Not long afterwards I learned that whatever iterative pedagogies were going on in the classroom, they were invisible to me. The cloud platform they’d told us about in the pre-term meeting never really eventuated: my log on – when it finally got working – showed me a scroll of school-wide chit chat on endless trivia: the location of today’s netball practice, homework for room such-and-such is due in the box outside Ms Thingumie’s office, etc.
Eventually, the teacher just emailed a few of us keen parents a bit of a list of weekly homework expectations. That worked pretty well. Not exactly iterative, but simple, informative and effective.
But because the homework was still being done on the ipad, it was effectively invisible. We couldn’t see a thing, far less than we would had it been done on paper. Besides, if a teacher wants to teach iteratively, why do they have to do it online? Why not just look at the work? What’s the difference?
As for preparing students for the tsunami of pixels heading their way, I’d seriously doubt that many-if-any kids are better off as a result of BYOD. Actually, they’re worse off. The only outcome, the only thing I can see, as a parent, that it’s doing for my kids is this: Technology is Cool emoji!
BYOD is a big, green light, an endorsement of the highest order from the people with whom she spends the most time, and who carry untold influence on her current and future life choices.
It’s probably the thing we spend the most time arguing about in the house. We declared Sundays screen free (with the exception of night time movies: usually a family event), and I’d rather have the seismic arguments about that, than see my kids lulled into stupefaction by the swampy, highly calorific cultural diet of internet meme after meme after meme.
Then there was the decision over what device to get. School specified either an ipad, a Samsung, or a Chromebook. The ipad seemed the most robust option, so that’s what we got. Great. Only, now the girl’s in high school. It’s the nearest one to us, and even in the same cluster as her intermediate, and they specified a Chromebook. When’s it going to stop?
Again, if there’s any negative outcome from our ignoring this spec, we certainly haven’t been told about it.
Then, one night, since nobody at the intermediate school could or would furnish any research into the pedagogical efficacy of BYOD, I thought I’d try and find some myself. It’s been a long time since I did academic research and I know that a lot of articles get locked up on subscription data bases, but I found nothing. Not one thing, not one article claiming – even vaguely, let alone categorically – any positive learning outcomes from BYOD.
But, after about an hour, I did find a few articles. Few if any of them were interested in the educational impacts of computers. Nearly all of them took the form of advice to teachers looking to integrate BYOD in their school: barriers you can expect to find to BYOD, and how to overcome them.
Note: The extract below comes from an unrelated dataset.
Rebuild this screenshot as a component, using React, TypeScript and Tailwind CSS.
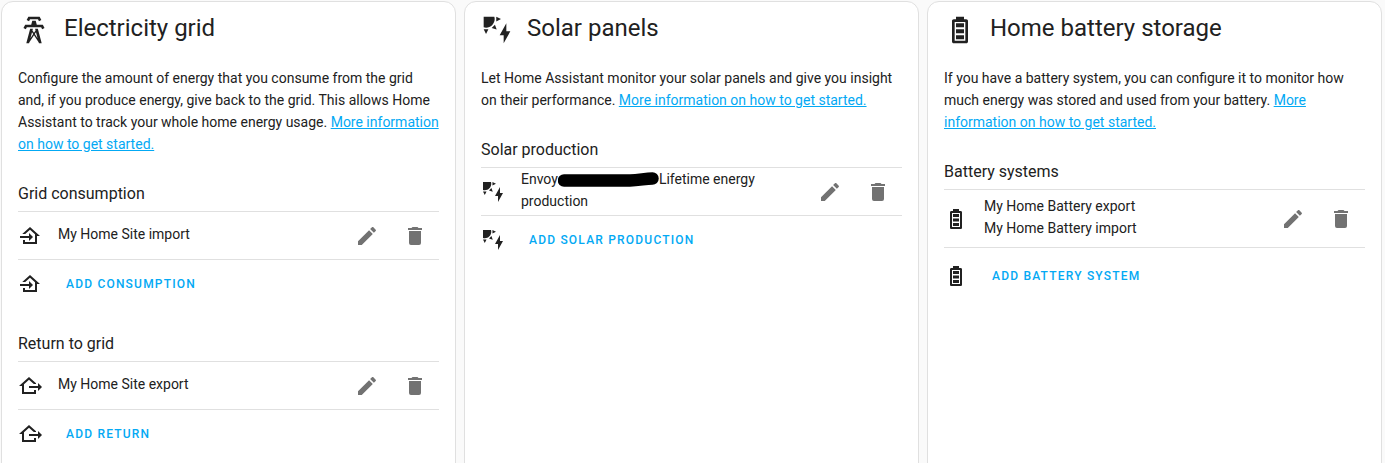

In the thick of all this I went to a barbecue at our primary school. I casually asked an associate principal what she thought of my prediction: that before our youngest daughter left primary school, that it too would have a compulsory BYOD platform. “No” she said. “This school will never have compulsory BYOD.”
That was reassuring, but only because I misinterpreted her answer. Because, of course, now the primary school has optional BYOD. We opted out, thanks.
I was having a little bleat about that to our year 4 teacher on about day 2 of term. She was interested and sympathetic in the few ideas I had time to share with her. And she said one thing she liked was that having a few devices in the classroom makes it much easier to set up different students with different tasks, and thereby to provide more focused, individualised programmes.
But overall, it feels like the only ones who are really benefitting are the hardware and software companies pedalling all the kit.
It’s all very frustrating. The schools ask us parents to spend more money on our kids computing hardware than on any other single item: not even the “voluntary donation” comes anywhere close to the thousand dollar IT set-up budget per student. And yet the schools appear to have no interest in the impact that school computing has on home life, nor any notion that those who are around when the computer is most often within reach might have something to contribute to how they’re used in school.
Quite simply, I feel like a revenue unit for the Apple corporation.
Where to from here? Now that we’ve come this far, I’m wondering if the worst step the schools have made has been to embrace computers for their pedagogical value. But why not just face up to the fact that the best thing computers can teach is computers?
Every kid has to bring their PE gear, so they can learn PE. Why not be the same way with computers? If every kid brings a computer, why not teach them to look after themselves properly, not by the digital equivalent of stranger danger mitigation, but by the stuff that matters: code. How to encrypt stuff. How to clean a browser of its history, and its cookies, and why that’s important. What hackers and governments both do with your data. That is where empowerment lies. And, for some, that’s where jobs lie, too.